VICENZA, I CANCELLI ARRIVANO DAVVERO A CAMPO MARZO
Negli ultimi anni la città di Vicenza si è sempre divisa tra favorevoli e contrari all’opera. Tra chi la ritiene un’opzione utile, per quanto esteticamente discutibile, per limitare spaccio e degrado, e tra chi invece ne boicotta l’installazione a tutti i costi, ritenendola una sconfitta per le politiche di legalità della città berica.
Sta di fatto che in queste ore, e ancora una volta tra feroci polemiche tra i corridoi di Palazzo Trissino, si è passati all’azione: sono iniziati, infatti, i lavori per recintare una porzione di Campo Marzo. Un parco simbolo, un’area verde che tutti conoscono e che dà di Vicenza il primo biglietto da visita ai viaggiatori che escono dalla stazione ferroviaria. Ma che per essere liberata da spaccio, degrado e criminalità aveva bisogno di un intervento deciso.

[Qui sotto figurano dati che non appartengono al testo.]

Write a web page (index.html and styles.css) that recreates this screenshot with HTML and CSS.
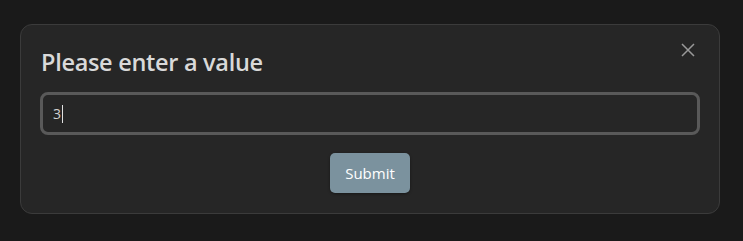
FILE: index.html
```html
<!DOCTYPE html>
<html>
<head>
<meta charset="utf-8">
<link rel="stylesheet" href="styles.css">
</head>
<body>
<div class="dialog">
  <button class="close" aria-label="Close">
    <svg width="14" height="14" viewBox="0 0 14 14"><path d="M1 1 L13 13 M13 1 L1 13" stroke="#999999" stroke-width="1.5" fill="none"/></svg>
  </button>
  <h2 class="title">Please enter a value</h2>
  <div class="field"><span class="value">3</span><span class="caret"></span></div>
  <div class="actions"><button class="submit">Submit</button></div>
</div>
</body>
</html>
```
FILE: styles.css
```css
html, body { margin: 0; padding: 0; }
body {
  background: #1a1a1a;
  width: 743px;
  height: 241px;
  font-family: "Open Sans", "Noto Sans", sans-serif;
  padding: 24px 0 0 20px;
  box-sizing: border-box;
}
.dialog {
  position: relative;
  width: 700px;
  height: 190px;
  box-sizing: border-box;
  background: #262626;
  border: 1px solid #3b3b3b;
  border-radius: 12px;
  padding: 21px 19px 0 19px;
}
.close {
  position: absolute;
  top: 18px;
  right: 24px;
  background: none;
  border: 0;
  padding: 0;
  width: 14px;
  height: 14px;
  display: flex;
}
.title {
  margin: 0;
  font-size: 23.5px;
  font-weight: 600;
  color: #d9d9d9;
  line-height: 32px;
  height: 46px;
  letter-spacing: -0.3px;
  padding-left: 1px;
}
.field {
  height: 43px;
  box-sizing: border-box;
  border: 3px solid #595959;
  border-radius: 8px;
  display: flex;
  align-items: center;
  padding-left: 10px;
  color: #d0d0d0;
  font-size: 14px;
}
.caret {
  width: 1px;
  height: 18px;
  background: #e0e0e0;
  margin-left: 1px;
}
.actions {
  display: flex;
  justify-content: center;
  padding-top: 18px;
}
.submit {
  width: 80px;
  height: 40px;
  border: 0;
  border-radius: 5px;
  background: #7b929e;
  color: #ffffff;
  font-family: "Open Sans", "Noto Sans", sans-serif;
  font-size: 15px;
  box-shadow: 0 1px 3px rgba(0,0,0,0.4);
}
```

Per ora, è stata posata una prima recinzione leggera in metallo, lungo il perimetro dove poi sorgerà quella vera e propria. L’amministrazione ha deciso di delimitare la zona dell’area verde dove si trova il parco giochi, con un intervento che, dopo il via libera della Soprintendenza e del ministero dell’Interno costerà 250 mila euro per una cancellata che si estenderà per 500 metri, e un’altezza di circa due. Non sarà un semplice cancello, sarà decorata con stemmi comunali e avrà un colore grigio in stile britannico, con lance sfumate d’oro sulle punte. E sarà accessibile in sei varchi.
Un’opera che ancora divide in città. A Palazzo Trissino si sta vivendo in queste ore la trasposizione delle diverse anime della cittadinanza: l’obiettivo dell’amministrazione è rendere la zona più fruibile e controllata, agevolare la presenza di persone, famiglie e bambini, e così sfruttare la porzione recitata anche per eventi che rivitalizzino la zona. Per le opposizioni, capitanate dall’ex primo cittadino Francesco Rucco, l’effetto sarà invece quello di spostare lo spaccio in altre parti della città. “Una sconfitta per Vicenza”, ha detto l’ex sindaco in consiglio comunale, “Noi non l’avevamo fatto perché avevamo capito che la città non la voleva”.